The road to teaching..

reading time 3 minutes 30s

I absolutely hated school…

One of the wonderful things about the teaching profession, is that there are so many different ways to approach it and to work in it, and there are so many interesting stories of how different people with different backgrounds and experiences came to be educators. For me, it has been a slow and slightly winding road to realising that I want to be a teacher and to deciding that I wanted to apply.

As a student at secondary school in the south west of England, I absolutely hated school and almost everything about it. It was difficult for me to answer the question in my School Direct interviews about ‘a teacher who inspired me when I was young‘, because I honestly can’t think of one. While I had teachers who were kind and supportive and whom I liked, I didn’t come into contact with many who seemed to have a genuine love of their subject.

I always felt at home and more relaxed in Art, more challenged and excited in Science, but the English classrooms were never “home” to me. I always had at least one book in my bag that I was reading for pleasure and could be regularly found annoying the librarian by requesting more books. The only inspiring English teacher that I’ve ever had was my mum.

My mum very clearly loved her job, teaching secondary English at several comprehensives around Weston-super-Mare, she was always very open about how difficult teaching is and how much she gave to her profession. She would give me reading lists and push my reading further and when she saw that I loved Jane Eyre when I was 13 she made sure to give me Wide Sargasso Sea so that I could see both sides of the story.

When my GCSE English teacher didn’t read Romeo and Juliet with us, my mum gave me a copy and showed me the Zeffirelli film to compare with the Luhrmann version.
Thanks to her, I read English Literature at University, but I wanted to experience a world outside education and so after my Master’s degree in Art History, I chose to work in museums and art galleries.

Ostensibly always searching for curating jobs, the experiences I most enjoyed were those involved in art education. I loved to ask children their opinions and ideas of art works and to hear their unique responses and viewpoints, sometimes funny, sometimes poignant, but always given without the sense of self-consciousness that somehow develops in adults when they are asked their opinion on art.

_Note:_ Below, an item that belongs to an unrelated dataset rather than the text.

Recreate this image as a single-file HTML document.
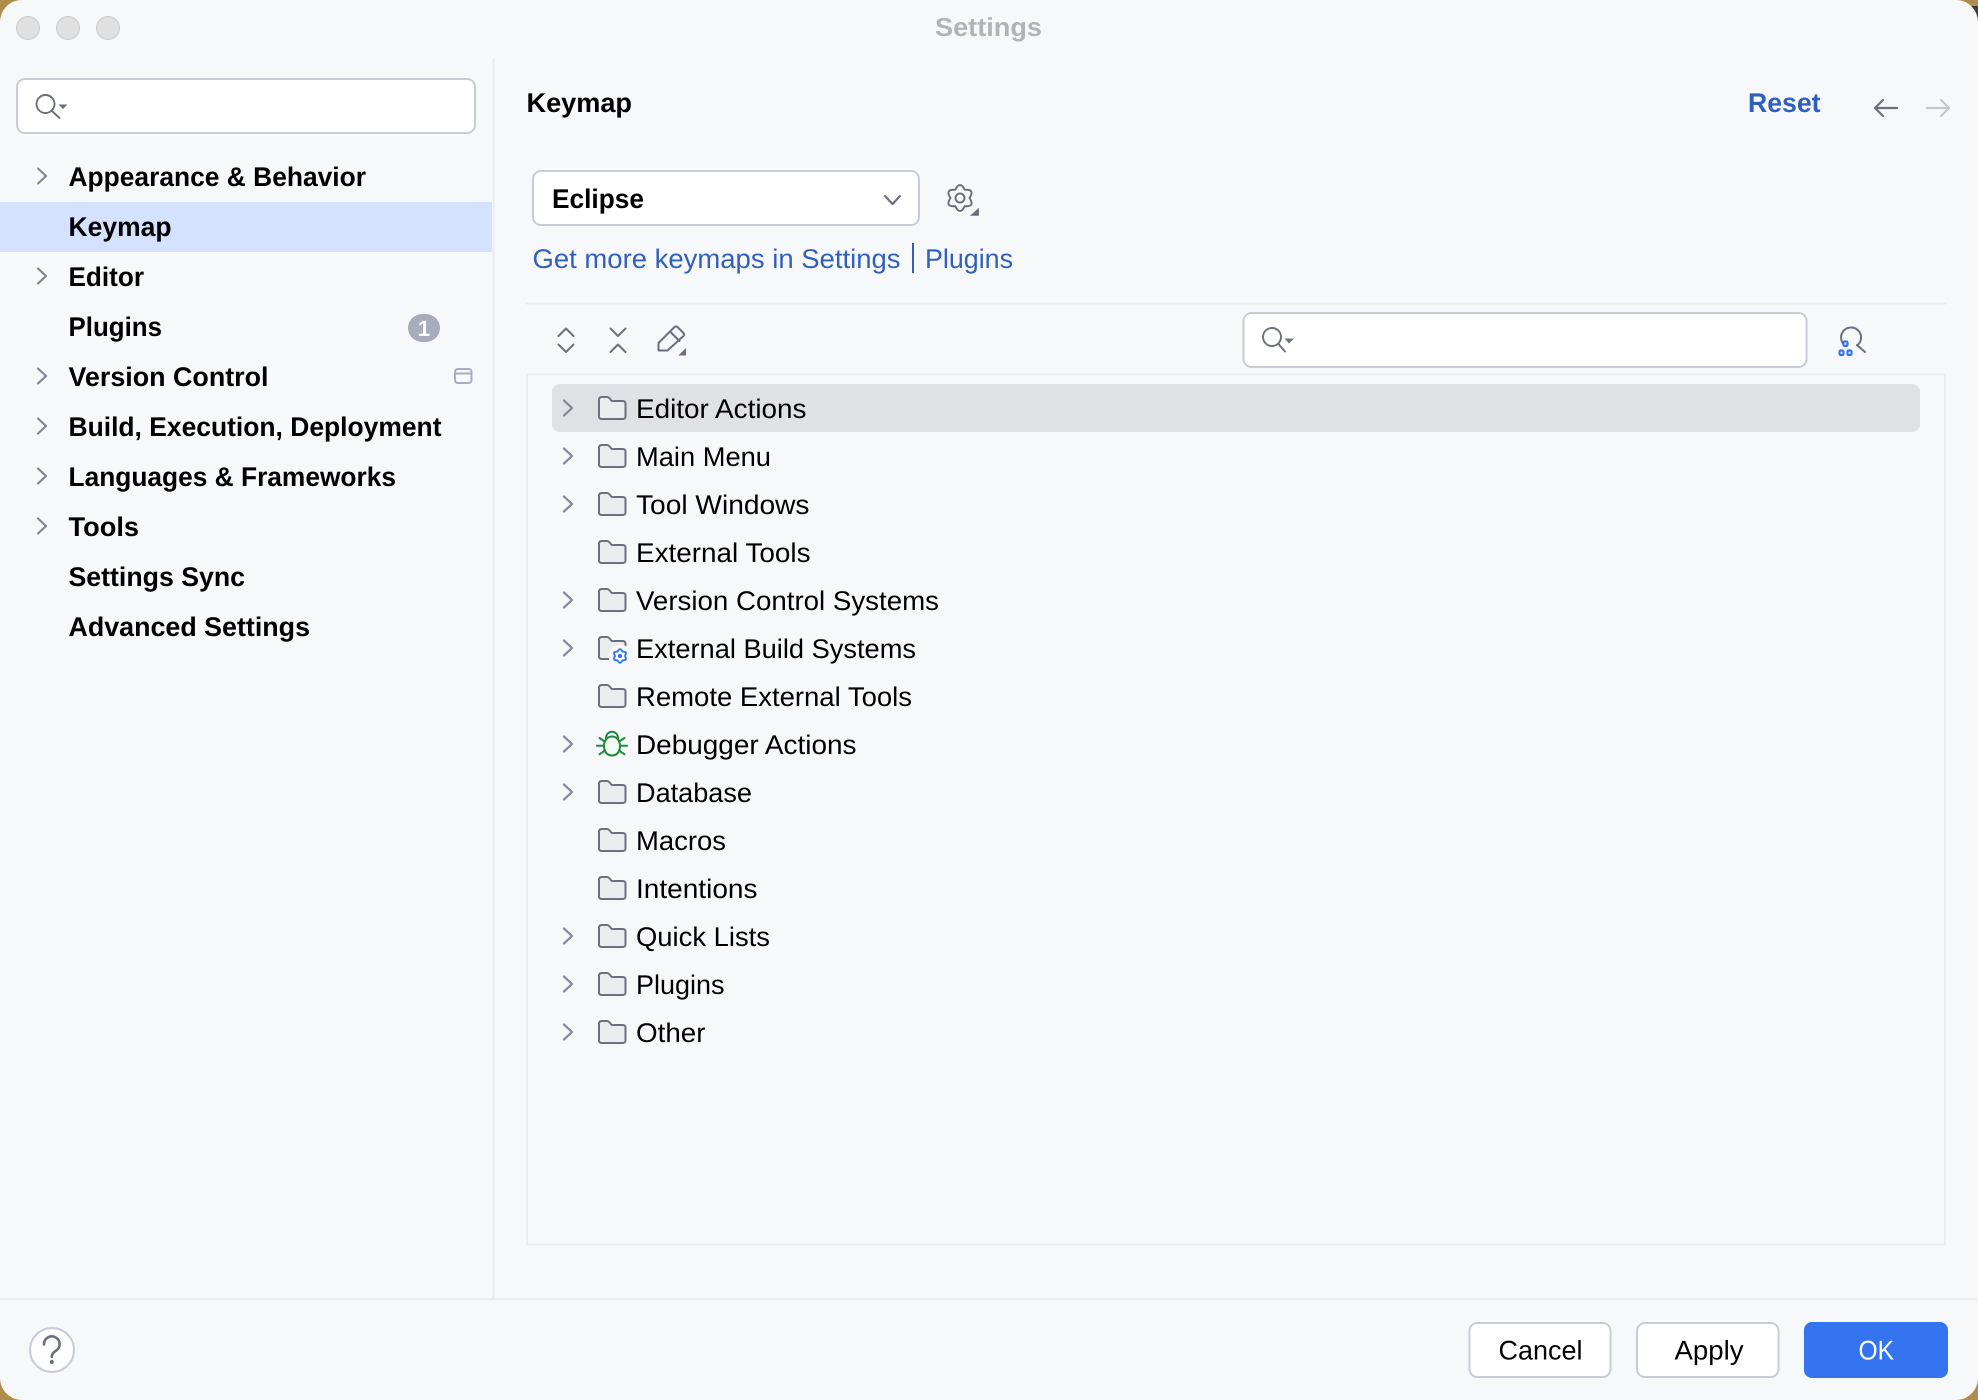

I loved to talk to adults about this and to try to give them the opportunity talk more openly about their ideas and understanding. When it came to art – it’s always been my belief that this is where real discussion and dialogue comes from. While this aspect of my job was wonderful, I found it harder to accept the more corporate side and wanting to travel, I decided that teaching English as a Foreign Language (EFL) abroad would be a good combination.

I never expected for this to be the next adventure in my life..

My time teaching English in Japan was an incredibly eye-opening and rewarding experience; sometimes it was amazing, sometimes it was difficult, but I loved that I was constantly learning. I knew that I would love traveling and that I would learn a lot from it, but I was shocked to discover that what I loved the most was teaching and the people that I learned the most from, were my students. I can talk for a very, very long time about how wonderful my students were and how privileged I felt to have been able to be a small part of their lives for 3 years. I can honestly say that they were amazing people and just being around them gave me such great hope for the future.

I never expected for this to be the next adventure in my life. I am so excited to start my ITT in September and to get back in the classroom. I now know that it’s the one place I want to be.